Ângela se apresenta como mãe de uma vítima do Estado, e é acompanhada pelo projeto Minha Mãe Não Dorme Enquanto Eu Não Chegar, do Instituto Odara, que acompanha outras dezenas de casos de crianças e adolescentes negros vitimados pela ação da polícia em Salvador. Ela aguardava esperançosa por justiça.

“Só depois do Odara começamos a caminhar, porque antes estava tudo parado, eu não tinha notícias. Recentemente tivemos até um encontro de mães. Lá eu pude chorar porque meu filho não estava presente. Em casa eu não posso fazer isso”, desabafa Ângela, que é mãe de um menino, que na época do crime tinha apenas cinco anos e viu tudo acontecer. Ângela também é mãe de uma menina de três anos.

Maria Ângela, mãe de Geovanna Nogueira – Imagem: Ana Albuquerque

Na família, a memória que fica é de uma menina atenciosa com todos. “Todos os dias de manhã e de noite Geovanna ligava para o tio, para a tia, para mim, perguntava se já tinha saído para o trabalho, voltado da igreja, dado o banho do primo. Essa preocupação que todo mundo sente falta”, lamenta Ângela.
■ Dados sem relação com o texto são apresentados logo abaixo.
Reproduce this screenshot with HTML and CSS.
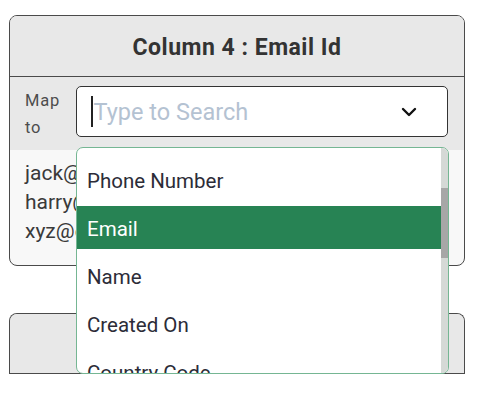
FILE: index.html
```html
<!DOCTYPE html>
<html lang="en">
<head>
    <meta charset="UTF-8">
    <meta name="viewport" content="width=device-width, initial-scale=1.0">
    <title>Column Mapping</title>
    <link rel="stylesheet" href="styles.css">
</head>
<body>
    <div class="mapping-list">
        <div class="column-card">
            <div class="card-head">Column 4 : Email Id</div>
            <div class="map-row">
                <label class="map-label">Map<br>to</label>
                <div class="select">
                    <div class="select-input">
                        <span class="caret"></span>
                        <span class="placeholder">Type to Search</span>
                        <svg class="chevron" width="16" height="10" viewBox="0 0 16 10">
                            <path d="M2 2 L8 8 L14 2" fill="none" stroke="#111" stroke-width="2.4" stroke-linecap="round" stroke-linejoin="round"/>
                        </svg>
                    </div>

                    <div class="dropdown">
                        <ul class="options">
                            <li class="option">Phone Number</li>
                            <li class="option active">Email</li>
                            <li class="option">Name</li>
                            <li class="option">Created On</li>
                            <li class="option">Country Code</li>
                        </ul>
                        <div class="scroll-track">
                            <div class="scroll-thumb"></div>
                        </div>
                    </div>
                </div>
            </div>
            <div class="card-body">
                <div class="value">jack@example.com</div>
                <div class="value">harry@example.com</div>
                <div class="value">xyz@example.com</div>
            </div>
        </div>

        <div class="column-card next">
            <div class="card-head">Column 5 : Phone</div>
        </div>
    </div>
</body>
</html>
```

FILE: styles.css
```css
* {
    margin: 0;
    padding: 0;
    box-sizing: border-box;
}

body {
    font-family: Roboto, "Liberation Sans", sans-serif;
    background: #fff;
    color: #333;
    min-height: 397px;
}

.mapping-list {
    display: flex;
    flex-direction: column;
    gap: 47px;
    padding: 15px 0 0 9px;
    width: 465px;
}

.column-card {
    border: 1.5px solid #4a4a4a;
    border-radius: 8px;
    background: #f8f8f8;
}

.card-head {
    height: 61px;
    padding-top: 3px;
    display: flex;
    align-items: center;
    justify-content: center;
    background: #e8e8e8;
    border-bottom: 1.5px solid #4a4a4a;
    border-radius: 7px 7px 0 0;
    font-size: 23px;
    font-weight: 700;
    letter-spacing: 0.5px;
    color: #333;
}

.column-card.next {
    border-bottom: none;
    border-radius: 8px 8px 0 0;
    background: #e8e8e8;
}

.column-card.next .card-head {
    height: 60px;
}

.map-row {
    display: flex;
    gap: 14px;
    height: 73px;
    padding: 9px 16px 0 15px;
    background: #e8e8e8;
}

.map-label {
    width: 37px;
    padding-top: 1px;
    font-size: 16.5px;
    line-height: 27px;
    letter-spacing: 0.8px;
    color: #4d4d4d;
}

.select {
    position: relative;
    flex: 1;
}

.select-input {
    display: flex;
    align-items: center;
    height: 51px;
    padding: 0 30px 0 14px;
    background: #fff;
    border: 1.5px solid #333;
    border-radius: 5px;
}

.caret {
    width: 1.5px;
    height: 31px;
    margin-right: 1px;
    background: #222;
}

.placeholder {
    flex: 1;
    font-size: 23.5px;
    color: #b4c2d2;
}

.dropdown {
    position: absolute;
    top: 61px;
    left: 0;
    width: 373px;
    height: 227px;
    background: #fff;
    border: 1.5px solid #75b693;
    border-radius: 7px;
    overflow: hidden;
    display: flex;
    z-index: 2;
}

.options {
    list-style: none;
    flex: 1;
    padding-top: 10px;
}

.option {
    height: 43px;
    margin-bottom: 5px;
    padding: 3px 0 0 10px;
    display: flex;
    align-items: center;
    font-size: 20.5px;
    color: #2c2c38;
}

.option.active {
    background: #278354;
    color: #fff;
}

.scroll-track {
    width: 7px;
    background: #d5d9d6;
    padding-top: 40px;
}

.scroll-thumb {
    height: 70px;
    background: #a7a7a7;
}

.card-body {
    padding: 9px 15px 19px;
}

.value {
    font-size: 21px;
    line-height: 29px;
    color: #3a3a3a;
}
```
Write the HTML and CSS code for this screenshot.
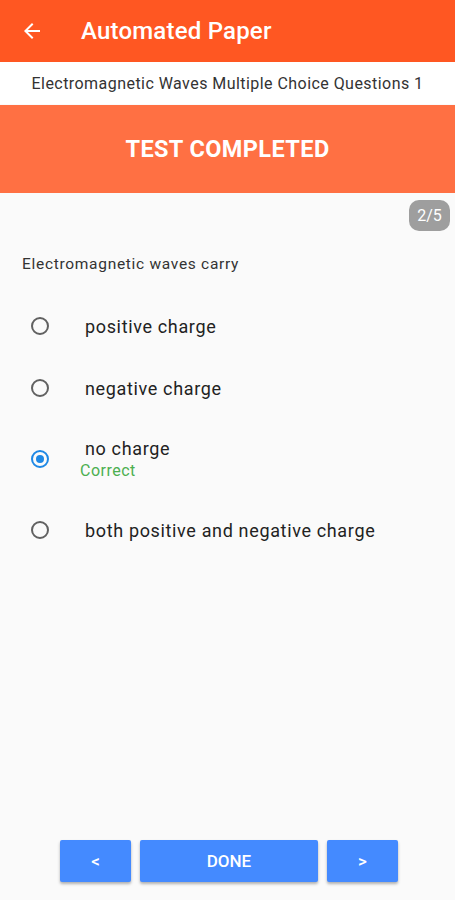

O luto de Ângela, infelizmente, é acompanhado por dezenas de mães em todo o país, se tornando um índice cada vez mais naturalizado, e uma das consequências mais violentas da chamada “guerra às drogas”. Os dados do último Anuário Brasileiro de Segurança Pública mostram que 76% dos mortos em decorrência de intervenção policial no Brasil têm entre 11 e 29 anos, em sua maioria negros. E o número de crianças têm crescido.

A região metropolitana do Rio de Janeiro, por exemplo, registrou ao menos 601 crianças e adolescentes baleados nos últimos sete anos, segundo dados do Instituto Fogo Cruzado divulgados no último dia 11 de agosto. Desse total, 286 foram atingidos em ações policiais — o que equivale a 47,5%.

Na Bahia, Geovanna integra uma longa e triste lista de crianças assassinadas em operações da Polícia Militar, junto a Joel Castro, Mirella Barreto, Geovanna Nogueira, Micael Menezes, Ryan Andrew, Gabriel Silva.